Counterparty exposure is one aspect of managing risk related to derivatives reporting, as one of many requirements related to regulatory reporting on risk.  It involves knowing who your counterparties are and rolling up the risk across legal entities under various scenarios - based on parameters required for stress testing.  Clearly organizations need to understand their counterparty exposure regardless of the reporting requirement.  Companies have many subsidiaries and complex relationships, and understanding total exposure across legal entities can be difficult at best.  The goal is to show how to use FIBO to demonstrate total exposure to a given counterparty.

Requirements

Regulators are concerned with understanding the networks of counterparties, whereas in this case, typically an institution would act as one counterparty to the instruments on their books.  Exposure, in this case, is intended to be from the perspective of a given counterparty, such as a majority stakeholder, as a minority stakeholder, or other owner, ... this including a specific institution.  Understanding exposure involves percent ownership, what the risk in a given subsidiary might be, what happens if the subsidiary goes under but the parent does not, backing / recourse behind such situations, etc.
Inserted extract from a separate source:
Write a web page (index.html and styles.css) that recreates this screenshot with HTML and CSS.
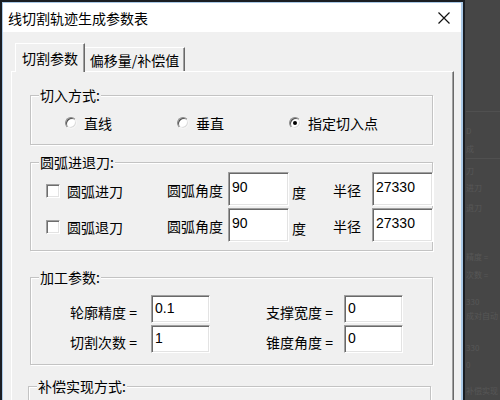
FILE: index.html
```html
<!DOCTYPE html>
<html>
<head>
<meta charset="utf-8">
<title>线切割轨迹生成参数表</title>
<link rel="stylesheet" href="styles.css">
</head>
<body>
<div class="window">
  <div class="frame">
    <div class="titlebar">
      <span class="title">线切割轨迹生成参数表</span>
      <svg class="close" width="12" height="12" viewBox="0 0 12 12"><path d="M0.5 0.5 L11.5 11.5 M11.5 0.5 L0.5 11.5" stroke="#111" stroke-width="1.2" fill="none"/></svg>
    </div>
    <div class="client">
      <div class="tabs">
        <div class="tab active">切割参数</div>
        <div class="tab">偏移量/补偿值</div>
      </div>
      <div class="panel">
        <fieldset class="group g1">
          <legend>切入方式:</legend>
          <div class="radios">
            <div class="radio"><span class="rb"></span>直线</div>
            <div class="radio"><span class="rb"></span>垂直</div>
            <div class="radio"><span class="rb on"></span>指定切入点</div>
          </div>
        </fieldset>
        <fieldset class="group g2">
          <legend>圆弧进退刀:</legend>
          <div class="arc">
            <div class="check"><span class="cb"></span>圆弧进刀</div>
            <div class="lbl">圆弧角度</div>
            <div class="edit tall">90</div>
            <div class="lbl deg">度</div>
            <div class="lbl">半径</div>
            <div class="edit tall">27330</div>
            <div class="check"><span class="cb"></span>圆弧退刀</div>
            <div class="lbl">圆弧角度</div>
            <div class="edit tall">90</div>
            <div class="lbl deg">度</div>
            <div class="lbl">半径</div>
            <div class="edit tall">27330</div>
          </div>
        </fieldset>
        <fieldset class="group g3">
          <legend>加工参数:</legend>
          <div class="proc">
            <div class="lbl low">轮廓精度 =</div>
            <div class="edit">0.1</div>
            <div></div>
            <div class="lbl low">支撑宽度 =</div>
            <div class="edit">0</div>
            <div class="lbl low">切割次数 =</div>
            <div class="edit">1</div>
            <div></div>
            <div class="lbl low">锥度角度 =</div>
            <div class="edit">0</div>
          </div>
        </fieldset>
        <fieldset class="group g4">
          <legend>补偿实现方式:</legend>
          <div class="g4body"></div>
        </fieldset>
      </div>
    </div>
  </div>
</div>
<div class="desk">
  <div class="hl h1"></div>
  <div class="ft d1">D</div>
  <div class="ft d2">成</div>
  <div class="hl h2"></div>
  <div class="ft d3">刀</div>
  <div class="ft d4">进刀</div>
  <div class="ft d5">退刀</div>
  <div class="ft d6">精度 =</div>
  <div class="ft d7">次数 =</div>
  <div class="ft d8">330</div>
  <div class="ft d9">成对自动</div>
  <div class="ft d10">330</div>
  <div class="ft d11">0</div>
  <div class="ft d12">补偿实现</div>
</div>
</body>
</html>
```
FILE: styles.css
```css
* { box-sizing: border-box; }
html, body { margin: 0; padding: 0; }
body {
  width: 500px;
  height: 400px;
  overflow: hidden;
  background: #464646;
  display: flex;
  font-family: "Noto Sans CJK SC", "Liberation Sans", sans-serif;
  font-size: 14px;
  color: #000;
}
.window {
  width: 465px;
  flex: none;
  height: 400px;
  overflow: hidden;
  border: 2px solid #1a1d22;
  border-bottom: 0;
}
.frame {
  height: 100%;
  border: 1px solid #a9c8e6;
  border-right-width: 2px;
  border-bottom: 0;
  display: flex;
  flex-direction: column;
}
.titlebar {
  height: 29px;
  flex: none;
  background: #fff;
  display: flex;
  align-items: center;
  padding: 0 11px 0 5px;
}
.title { flex: 1; line-height: 16px; white-space: nowrap; }
.close { display: block; flex: none; }
.client {
  flex: 1;
  min-height: 0;
  overflow: hidden;
  background: #f0f0f0;
  padding: 11px 7px 0 8px;
  display: flex;
  flex-direction: column;
}
.tabs {
  height: 28px;
  flex: none;
  display: flex;
  align-items: flex-end;
  padding-left: 4px;
}
.tab {
  height: 24px;
  width: 100px;
  display: flex;
  align-items: center;
  justify-content: center;
  line-height: 16px;
  border-top: 1px solid #fff;
  border-right: 1px solid #696969;
  box-shadow: inset -1px 0 0 #a0a0a0;
  background: #f0f0f0;
  padding-top: 1px;
}
.tab.active {
  width: 70px;
  height: 29px;
  margin-bottom: -1px;
  border-left: 1px solid #fff;
  position: relative;
  z-index: 1;
  padding-top: 0;
}
.panel {
  flex: 1;
  min-height: 0;
  border-top: 1px solid #fff;
  border-left: 1px solid #fff;
  border-right: 1px solid #696969;
  box-shadow: inset -1px 0 0 #a0a0a0;
  padding: 15px 0 0 18px;
}
.group {
  margin: 0;
  padding: 0;
  min-width: 0;
  width: 403px;
  border: 1px solid #c3c3c3;
  box-shadow: inset 1px 1px 0 #fff, 1px 1px 0 #fff;
}
.group legend {
  margin-left: 8px;
  padding: 0 1px;
  height: 16px;
  line-height: 16px;
  background: #f0f0f0;
}
.g2 { margin-top: 9px; }
.g3 { margin-top: 18px; }
.g4 { margin-top: 13px; margin-left: -2px; }
.radios {
  display: grid;
  grid-template-columns: 112px 112px 112px;
  height: 16px;
  margin: 12px 0 13px 34px;
}
.radio { display: flex; align-items: center; gap: 7px; line-height: 16px; }
.rb {
  width: 12px;
  height: 12px;
  border-radius: 50%;
  background: #fff;
  border: 1px solid;
  border-color: #8a8a8a #f4f4f4 #f4f4f4 #8a8a8a;
  box-shadow: inset 1px 1px 0 #505050, inset -1px -1px 0 #dcdcdc;
  display: flex;
  align-items: center;
  justify-content: center;
}
.rb.on::after {
  content: "";
  width: 4px;
  height: 4px;
  border-radius: 50%;
  background: #000;
}
.arc {
  display: grid;
  grid-template-columns: 121px 61px 61px 44px 39px 61px;
  grid-template-rows: 34px 34px;
  row-gap: 2px;
  align-items: center;
  margin: 2px 0 8px 15px;
}
.check { display: flex; align-items: center; gap: 7px; line-height: 16px; padding-top: 3px; }
.cb {
  width: 14px;
  height: 14px;
  background: #fff;
  border: 1px solid;
  border-color: #a0a0a0 #fff #fff #a0a0a0;
  box-shadow: inset 1px 1px 0 #6e6e6e, inset -1px -1px 0 #e3e3e3;
}
.lbl { line-height: 16px; white-space: nowrap; padding-top: 2px; }
.lbl.deg { padding-left: 3px; padding-top: 6px; }
.lbl.low { padding-top: 5px; }
.edit {
  align-self: stretch;
  background: #fff;
  border: 1px solid;
  border-color: #a0a0a0 #fff #fff #a0a0a0;
  box-shadow: inset 1px 1px 0 #696969, inset -1px -1px 0 #e3e3e3;
  font-family: "Liberation Sans", Arial, sans-serif;
  font-size: 14px;
  line-height: 16px;
  padding: 4px 3px 0 3px;
}
.edit.tall { padding-top: 6px; }
.proc {
  display: grid;
  grid-template-columns: 81px 59px 56px 78px 59px;
  grid-template-rows: 28px 28px;
  row-gap: 2px;
  align-items: center;
  margin: 10px 0 11px 39px;
}
.g4body { height: 20px; }

.desk {
  flex: 1;
  min-width: 0;
  display: flex;
  flex-direction: column;
  color: #575757;
  font-size: 8px;
  line-height: 10px;
  white-space: nowrap;
  padding-left: 1px;
}
.ft { height: 10px; flex: none; }
.hl { height: 1px; background: #505050; flex: none; }
.h1 { margin-top: 111px; }
.d1 { margin-top: 14px; }
.d2 { margin-top: 8px; }
.h2 { margin-top: 4px; }
.d3 { margin-top: 7px; }
.d4 { margin-top: 7px; }
.d5 { margin-top: 10px; }
.d6 { margin-top: 39px; }
.d7 { margin-top: 8px; }
.d8 { margin-top: 17px; }
.d9 { margin-top: 4px; }
.d10 { margin-top: 22px; }
.d11 { margin-top: 7px; }
.d12 { margin-top: 16px; }
```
Another concern is to understand what is going on between counterparties, between traders, and so forth, where an institution or trader might be part of a network, especially in cases where a given trader uses multiple accounts to avoid certain reporting requirements, for example.  Institutions need to understand the networks that their traders participate in as well, to make sure that they are not exceeding position limits or exposure requirements.  They also need to understand counterparties from an ownership and control perspective to understand overall exposure to a higher-level organization.

Scope

Identify any known boundaries and the intended scope of the use case

Priority

Of the three use cases we have to date, this is the top priority and required in order to implement the others

Counterparty exposure could be viewed from a number of perspectives, building on the reporting use case:

(1) from the perspective of an institution, to be able to understand their exposure in aggregate, or with respect to a given counterparty including its ownership and control relations, or with respect to a given trader or group of traders, for derivatives (including futures and swaps, among others) and spot market instruments on their books, 

(2) similarly, from the perspective of a broker/dealer, to be able to understand their exposure in aggregate, or with respect to a given counterparty including its ownership and control relations, or with respect to a given trader or group of traders for the derivatives and spot market instruments they manage and/or own, whether they are on their own books or those of their clients,

(3) from the perspective of an SDR, exchange, clearing house, or other recipient, to understand their clients' exposure in aggregate, or with respect to a given counterparty including its ownership and control relations, or with respect to a given trader or group of traders from which they receive counterparty information, and be able to spot issues in those networks and report them back to their clients and/or to the regulators in a timely way,

(4) from the perspective of a regulator or other organization receiving information from a variety of sources that are not aligned with one another, to have the ability (1) to understand exposure in various networks of counterparties, including drilling down to the trader level, where those traders might be using multiple accounts across multiple institutions to spread their trades, whereby they may exceed position limits or other exposure requirements (whether or not they do so on purpose), and (2) to aggregate counterparty risk across groups of institutions, groups of traders, markets, and so forth.

Priority

This use case follows from the regulatory reporting use case, but requires additional content in FIBO to support understanding exposure, and in particular, counterparty exposure.

Stakeholders

Executives within financial control / risk, anyone within the risk organization responsible for identifying counterparty risk, chief risk officer and other C-level executives, board of directors, regulators ...

Description

Summarize the use case, capturing the essential objectives (no longer than a page), including a quick overview, restated goals, and principal actor(s).

 

User stories, if applicable, and any narrative mapped from those user stories to usage scenarios should be included in the Usage Scenarios section, below.

Actors / Interfaces

List actors: people, systems, knowledge bases, repositories, and other data resources, services, sensors, or other “things” outside the system that either act on the system (primary actors) or are acted on by the system (secondary actors). Primary actors are those that invoke the use case and benefit from the result. Identify the primary actor and briefly describe role. 

 

Any actor that is external to or outside the control of the use case owner should be further described under Resources, below.

Pre-conditions

Identify any assumptions about the state of the system that must be met for the trigger (below) to initiate the use case.  Any assumptions about the state of other related systems can also be stated here.  List all preconditions.

Post-conditions

Provide any conditions that will be true of the state of the system after the use case has been completed.

Triggers

Describe in detail the event or events that initiate the execution of this use case.  Triggers can be external, temporal, or internal.  They can be single events or a complex event that indicates that some set of conditions has been met.

Performance Requirements

List any known performance-specific requirements – timing and sizing (volume, frequency, etc.), maintainability, reusability, other “-ilities”, etc.